Resi Dadhici menitikkan air mata, hatinya hanya tertuju pada Narayana, “Apa yang dapat kami persembahkan Gusti? Pada hakikatnya segalanya adalah milik Gusti. Biarlah tulang yang diamanahkan pada diriku ini memberi andil bagi kebajikan. Aku rela, aku ikhlas Gusti.” Indra dan seluruh dewa terharu,  suara terisak-isak memenuhi ruangan.  Dinding-dinding, lantai dan atap bergetar, suara Resi Dadhici disimpan oleh mereka.  Peristiwa agung tersebut direkam oleh alam. Ternyata ada manusia yang berjiwa begitu agung. Suara Resi Dadhici adalah suara Dia yang bersemayam dalam hati sang resi. Resi Dadhici melakukan yoga dan memfokuskan semua pikirannya kepada Narayana, dan jiwanya meninggalkan raga mencapai Narayana.   Wiswakarma arsitek para dewa membentuk tulang kuat Dadhici sebagai Wajra, senjata Indra.

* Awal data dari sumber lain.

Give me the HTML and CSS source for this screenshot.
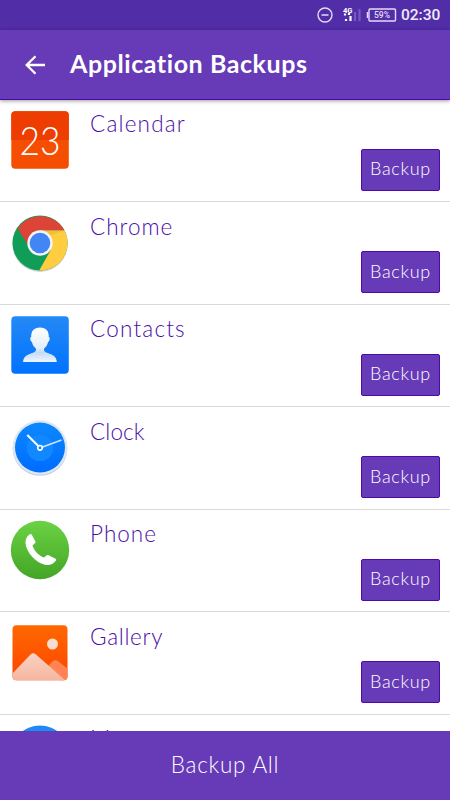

Dadhichi dianggap dalam Purana sebagai salah satu leluhur manusia yang terkenal karena pengorbanan dirinya demi pembebasan penderitaan dari kelompok yang bersifat asura, manusia yang baru setengah jadi. Dalam sejarah umat manusia selalu saja ada manusia agung yang rela mengorbankan dirinya demi pembebasan penderitaan manusia dari kelompok Asura. Dan itu dimulai dari pengorbanan Resi Dadhici.